A diffusiophoretic mechanism for ATP-driven transport without motor proteins
Cells must ensure that molecular cargoes are delivered in a timely manner to their intended destinations in order to perform their biological functions. To do so, cells employ sophisticated transport mechanisms that are usually based on specific interactions, where energy-consuming motor proteins convey cargo to its destination. In a joint effort between experiment and theory, we have uncovered an additional mode of transport driven by pattern-forming reaction-diffusion systems. We demonstrated that ATP-driven protein patterns can induce diffusiophoresis of other, completely unrelated biomolecules by a genuinely nonequilibrium coupling. Our findings indicate a rudimentary and purely physical transport process so far not described in biological systems, which does not rely on specific interactions and is therefore robust against mutations.
Specifically, we investigated the E. coli MinDE reaction-diffusion system, a model for self-organized pattern formation that has been studied in depth for nearly 20 years. It has been widely believed that the sole purpose of the oscillations generated by MinDE in the cell is the positioning of the FtsZ inhibitor MinC at the cell poles, constraining FtsZ to midcell. While recent experiments have shown that the MinDE system can also regulate other unrelated membrane-bound proteins by non-specific means, the broader biological implications, and more importantly, the underlying physics remained elusive.
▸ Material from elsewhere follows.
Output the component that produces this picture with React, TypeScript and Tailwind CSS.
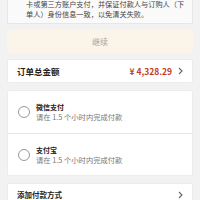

To close this gap and explain how MinDE patterns may induce active transport of biomolecules, we set up a highly controllable in vitro platform. In collaboration with the Lab of Petra Schwille, we reconstituted MinDE pattern formation on artificial membranes and generated a modular synthetic cargo: a DNA-origami scaffold with multiple streptavidin building blocks. Using these nanostructures, we demonstrated that transport depends on the effective size of the cargo (while also working for small molecules like individual streptavidin) and, intriguingly, that MinDE can even sort molecules according to size. These highly controllable experiments allowed us to determine the underlying transport mechanism by means of a theoretical analysis, where we tested the predictions of multiple candidate mechanisms either based on thermal equilibrium effects or genuine non-equilibrium dynamics. We found that the experiments can only be explained by diffusiophoresis, driven by non-equilibrium currents of ATP-consuming active proteins. Such non-equilibrium currents naturally occur in pattern-forming systems in the form of reactive currents that build up gradients and diffusive currents. In our case, diffusive currents on the membrane couple to the cargo via an effective mesoscopic friction, thus driving diffusiophoretic transport.
Diffusiophoresis was first described by Derjaguin 50 years ago and has long been demonstrated to occur in colloidal suspensions. With other physicochemical mechanisms such as liquid-liquid phase separation taking the spotlight in biology, diffusiophoresis could represent a new kind of generic transport mechanism in cells never described so far in biological settings. This mechanism could be especially important in simpler biological systems, such as prokaryotes and early life forms, as they lack(ed) the highly complex motor proteins present in higher organisms.